Problem to work on — Write out the full listing exactly as given, minus the images.

====== Recorded information

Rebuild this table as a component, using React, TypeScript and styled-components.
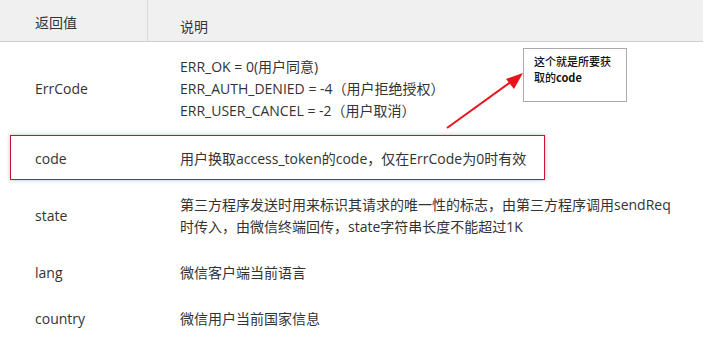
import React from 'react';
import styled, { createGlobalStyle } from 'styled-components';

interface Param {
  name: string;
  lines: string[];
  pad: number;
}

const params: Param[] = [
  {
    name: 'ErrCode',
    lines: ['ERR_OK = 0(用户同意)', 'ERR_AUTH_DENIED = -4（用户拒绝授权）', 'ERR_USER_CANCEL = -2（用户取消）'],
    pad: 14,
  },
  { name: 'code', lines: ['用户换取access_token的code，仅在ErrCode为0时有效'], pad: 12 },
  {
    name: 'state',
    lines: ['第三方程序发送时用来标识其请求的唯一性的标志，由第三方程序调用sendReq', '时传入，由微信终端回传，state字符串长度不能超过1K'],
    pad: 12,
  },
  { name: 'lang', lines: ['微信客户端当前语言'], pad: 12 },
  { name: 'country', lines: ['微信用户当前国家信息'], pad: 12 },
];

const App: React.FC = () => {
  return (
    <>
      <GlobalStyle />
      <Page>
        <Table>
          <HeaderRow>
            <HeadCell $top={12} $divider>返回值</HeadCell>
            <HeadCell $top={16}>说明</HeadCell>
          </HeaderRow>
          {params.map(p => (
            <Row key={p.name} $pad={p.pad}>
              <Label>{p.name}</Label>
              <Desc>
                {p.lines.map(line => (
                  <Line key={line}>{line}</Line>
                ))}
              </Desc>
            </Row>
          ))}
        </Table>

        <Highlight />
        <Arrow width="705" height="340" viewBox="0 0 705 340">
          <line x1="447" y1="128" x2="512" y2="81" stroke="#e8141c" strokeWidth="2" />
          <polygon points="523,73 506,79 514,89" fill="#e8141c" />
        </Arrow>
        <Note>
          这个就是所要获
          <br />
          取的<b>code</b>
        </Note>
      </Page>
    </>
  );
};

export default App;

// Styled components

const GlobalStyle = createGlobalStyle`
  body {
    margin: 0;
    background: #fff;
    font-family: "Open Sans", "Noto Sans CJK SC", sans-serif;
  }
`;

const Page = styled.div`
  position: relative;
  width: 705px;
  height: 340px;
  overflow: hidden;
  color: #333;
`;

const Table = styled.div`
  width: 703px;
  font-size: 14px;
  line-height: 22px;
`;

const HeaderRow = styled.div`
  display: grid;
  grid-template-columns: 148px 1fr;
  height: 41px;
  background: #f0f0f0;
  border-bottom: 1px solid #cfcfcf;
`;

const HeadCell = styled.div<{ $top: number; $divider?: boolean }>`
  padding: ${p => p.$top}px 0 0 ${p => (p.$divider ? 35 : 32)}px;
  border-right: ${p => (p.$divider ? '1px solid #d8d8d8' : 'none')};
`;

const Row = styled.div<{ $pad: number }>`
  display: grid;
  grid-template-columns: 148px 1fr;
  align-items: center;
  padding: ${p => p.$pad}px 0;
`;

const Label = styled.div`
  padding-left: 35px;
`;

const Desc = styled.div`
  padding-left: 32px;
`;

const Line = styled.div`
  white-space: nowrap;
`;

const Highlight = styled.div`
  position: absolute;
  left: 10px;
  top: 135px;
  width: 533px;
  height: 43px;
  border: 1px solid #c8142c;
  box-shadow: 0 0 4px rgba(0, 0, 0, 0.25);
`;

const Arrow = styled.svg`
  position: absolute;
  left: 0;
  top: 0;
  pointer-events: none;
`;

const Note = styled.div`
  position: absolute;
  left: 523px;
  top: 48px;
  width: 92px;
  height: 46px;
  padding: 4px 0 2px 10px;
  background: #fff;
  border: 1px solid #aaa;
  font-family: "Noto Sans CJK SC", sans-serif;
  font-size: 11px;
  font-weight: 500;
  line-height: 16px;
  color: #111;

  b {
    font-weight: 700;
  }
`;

============

Output of the task —
Rebuild this table as a component, using React, TypeScript and styled-components.
import React from 'react';
import styled, { createGlobalStyle } from 'styled-components';

interface Param {
  name: string;
  lines: string[];
  pad: number;
}

const params: Param[] = [
  {
    name: 'ErrCode',
    lines: ['ERR_OK = 0(用户同意)', 'ERR_AUTH_DENIED = -4（用户拒绝授权）', 'ERR_USER_CANCEL = -2（用户取消）'],
    pad: 14,
  },
  { name: 'code', lines: ['用户换取access_token的code，仅在ErrCode为0时有效'], pad: 12 },
  {
    name: 'state',
    lines: ['第三方程序发送时用来标识其请求的唯一性的标志，由第三方程序调用sendReq', '时传入，由微信终端回传，state字符串长度不能超过1K'],
    pad: 12,
  },
  { name: 'lang', lines: ['微信客户端当前语言'], pad: 12 },
  { name: 'country', lines: ['微信用户当前国家信息'], pad: 12 },
];

const App: React.FC = () => {
  return (
    <>
      <GlobalStyle />
      <Page>
        <Table>
          <HeaderRow>
            <HeadCell $top={12} $divider>返回值</HeadCell>
            <HeadCell $top={16}>说明</HeadCell>
          </HeaderRow>
          {params.map(p => (
            <Row key={p.name} $pad={p.pad}>
              <Label>{p.name}</Label>
              <Desc>
                {p.lines.map(line => (
                  <Line key={line}>{line}</Line>
                ))}
              </Desc>
            </Row>
          ))}
        </Table>

        <Highlight />
        <Arrow width="705" height="340" viewBox="0 0 705 340">
          <line x1="447" y1="128" x2="512" y2="81" stroke="#e8141c" strokeWidth="2" />
          <polygon points="523,73 506,79 514,89" fill="#e8141c" />
        </Arrow>
        <Note>
          这个就是所要获
          <br />
          取的<b>code</b>
        </Note>
      </Page>
    </>
  );
};

export default App;

// Styled components

const GlobalStyle = createGlobalStyle`
  body {
    margin: 0;
    background: #fff;
    font-family: "Open Sans", "Noto Sans CJK SC", sans-serif;
  }
`;

const Page = styled.div`
  position: relative;
  width: 705px;
  height: 340px;
  overflow: hidden;
  color: #333;
`;

const Table = styled.div`
  width: 703px;
  font-size: 14px;
  line-height: 22px;
`;

const HeaderRow = styled.div`
  display: grid;
  grid-template-columns: 148px 1fr;
  height: 41px;
  background: #f0f0f0;
  border-bottom: 1px solid #cfcfcf;
`;

const HeadCell = styled.div<{ $top: number; $divider?: boolean }>`
  padding: ${p => p.$top}px 0 0 ${p => (p.$divider ? 35 : 32)}px;
  border-right: ${p => (p.$divider ? '1px solid #d8d8d8' : 'none')};
`;

const Row = styled.div<{ $pad: number }>`
  display: grid;
  grid-template-columns: 148px 1fr;
  align-items: center;
  padding: ${p => p.$pad}px 0;
`;

const Label = styled.div`
  padding-left: 35px;
`;

const Desc = styled.div`
  padding-left: 32px;
`;

const Line = styled.div`
  white-space: nowrap;
`;

const Highlight = styled.div`
  position: absolute;
  left: 10px;
  top: 135px;
  width: 533px;
  height: 43px;
  border: 1px solid #c8142c;
  box-shadow: 0 0 4px rgba(0, 0, 0, 0.25);
`;

const Arrow = styled.svg`
  position: absolute;
  left: 0;
  top: 0;
  pointer-events: none;
`;

const Note = styled.div`
  position: absolute;
  left: 523px;
  top: 48px;
  width: 92px;
  height: 46px;
  padding: 4px 0 2px 10px;
  background: #fff;
  border: 1px solid #aaa;
  font-family: "Noto Sans CJK SC", sans-serif;
  font-size: 11px;
  font-weight: 500;
  line-height: 16px;
  color: #111;

  b {
    font-weight: 700;
  }
`;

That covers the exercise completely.